Erbaş, FETÖ terör örgütüne yönelik mücadele ile ilgili çalışmaların sorulması üzerine ise şunları söyledi:
“Şu anda da din istismarı ile mücadele bağlamında hocalarımızla ve il müftülerimiz, ilçe müftülerimiz, vaizlerimiz, tüm personelimiz ile bir seferberlik halindeyiz. Özellikle FETÖ ile mücadele noktasında. DEAŞ ile mücadele noktasında raporlarımızı kitaplaştırdık ve 1 milyon adet kitap bastırdık. Yurtdışına yönelik bu raporları başta İngilizce olmak üzere yabancı dillere çevirilerini yaptık.”
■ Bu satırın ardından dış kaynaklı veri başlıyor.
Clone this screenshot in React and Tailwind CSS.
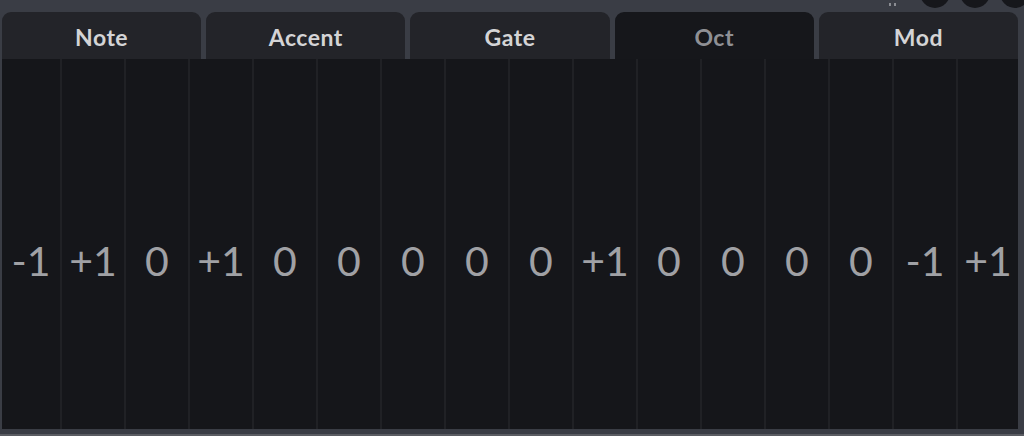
const tabs = ['Note', 'Accent', 'Gate', 'Oct', 'Mod'];
const steps = ['-1', '+1', '0', '+1', '0', '0', '0', '0', '0', '+1', '0', '0', '0', '0', '-1', '+1'];

export default function App() {
  const active = 'Oct';
  return (
    <div className="relative h-[436px] w-[1024px] overflow-hidden bg-[#3a3d45]" style={{ fontFamily: 'Lato, "Open Sans", sans-serif' }}>
      {/* window controls peeking from above */}
      <div className="absolute right-[-6px] top-[-22px] flex items-center gap-[10px]">
        <div className="mr-[14px] mt-[22px] flex gap-[3px]">
          <div className="h-[3px] w-[2px] bg-[#8a8c92]" />
          <div className="h-[3px] w-[2px] bg-[#8a8c92]" />
        </div>
        <div className="h-[30px] w-[30px] rounded-full bg-[#16171b]" />
        <div className="h-[30px] w-[30px] rounded-full bg-[#16171b]" />
        <div className="h-[30px] w-[30px] rounded-full bg-[#16171b]" />
      </div>

      <div className="flex flex-col pt-[12px] pl-[2px] pr-[6px]">
        <div className="flex h-[47px] gap-[5px]">
          {tabs.map((t) => (
            <div
              key={t}
              className={
                'flex flex-1 items-center justify-center rounded-t-[9px] pt-[4px] text-[23px] font-bold tracking-[0.5px] ' +
                (t === active ? 'bg-[#16171b] text-[#8f9095]' : 'bg-[#232429] text-[#d4d4d6]')
              }
            >
              {t}
            </div>
          ))}
        </div>
        <div className="grid h-[370px] grid-cols-[60px_repeat(14,64px)_1fr] bg-[#15161a]">
          {steps.map((s, i) => (
            <div
              key={i}
              className={
                'flex items-center justify-center text-[41px] font-normal text-[#a0a1a5] ' +
                (i < 15 ? 'border-r-[2px] border-[#202125]' : '')
              }
            >
              <span className="mt-[34px]">{s}</span>
            </div>
          ))}
        </div>
        <div className="h-[5px]" />
      </div>
      <div className="absolute bottom-0 left-0 h-[2px] w-full bg-[#5a5c62]" />
    </div>
  );
}
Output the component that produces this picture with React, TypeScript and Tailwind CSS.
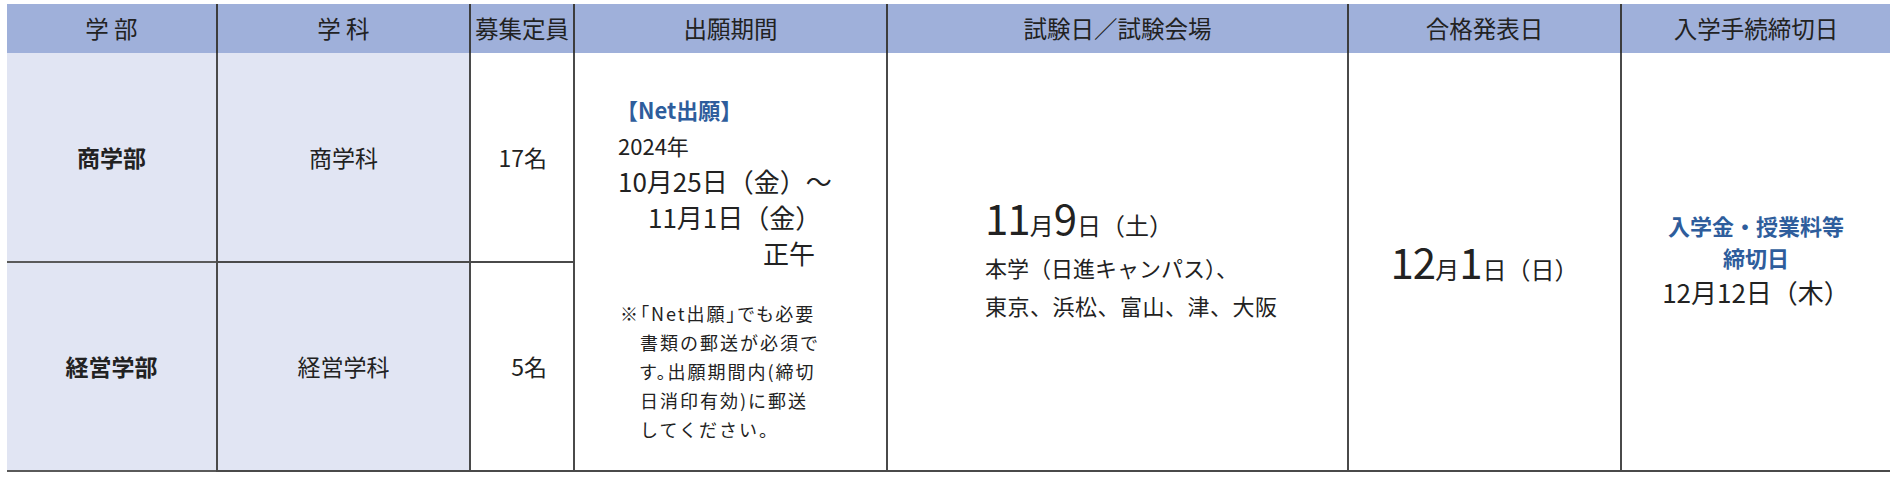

1800 YARDIM TIR'I GÖNDERİLDİ
Ali Erbaş, son dönemde yapılan kamuoyu araştırmalarında Türkiye’de deizm ve ateizmin yaygınlaştığı yönünde bulguların elde edilmesini nasıl değerlendirdiği sorulunca, deizmin peygamberi devreden çıkaran ve Yaratıcı’nın herkesi kendi haline bıraktığını kabul eden bir inanç anlayışı olduğunu söyledi. Deizm ile ilgili bu tanımlamaları yapınca insanların bu anlayıştan uzaklaştığını belirten Erbaş, şunları kaydetti:
“Doğru dini bilgi ile özellikle gençlerimizi beslemeliyiz, çocuklarımızı beslemeliyiz. Deizmin, ateizmin ne olduğunu bu tür birtakım kavramların esas anlamlarının ne olduğunu milletimize, çocuklarımıza, gençlerimize öğretmek zorundayız. Suriye’de Zeytindalı ve Fırat Kalkanı bölgelerine şu ana kadar bin 800 TIR gıda maddesi gönderdik. Bölgede görev yapan 2 bine yakın din görevlisi için, Müslüman çocuklara daha nitelikli din eğitimi verebilmeleri için Türkiye’de hizmet içi eğitim düzenledik.”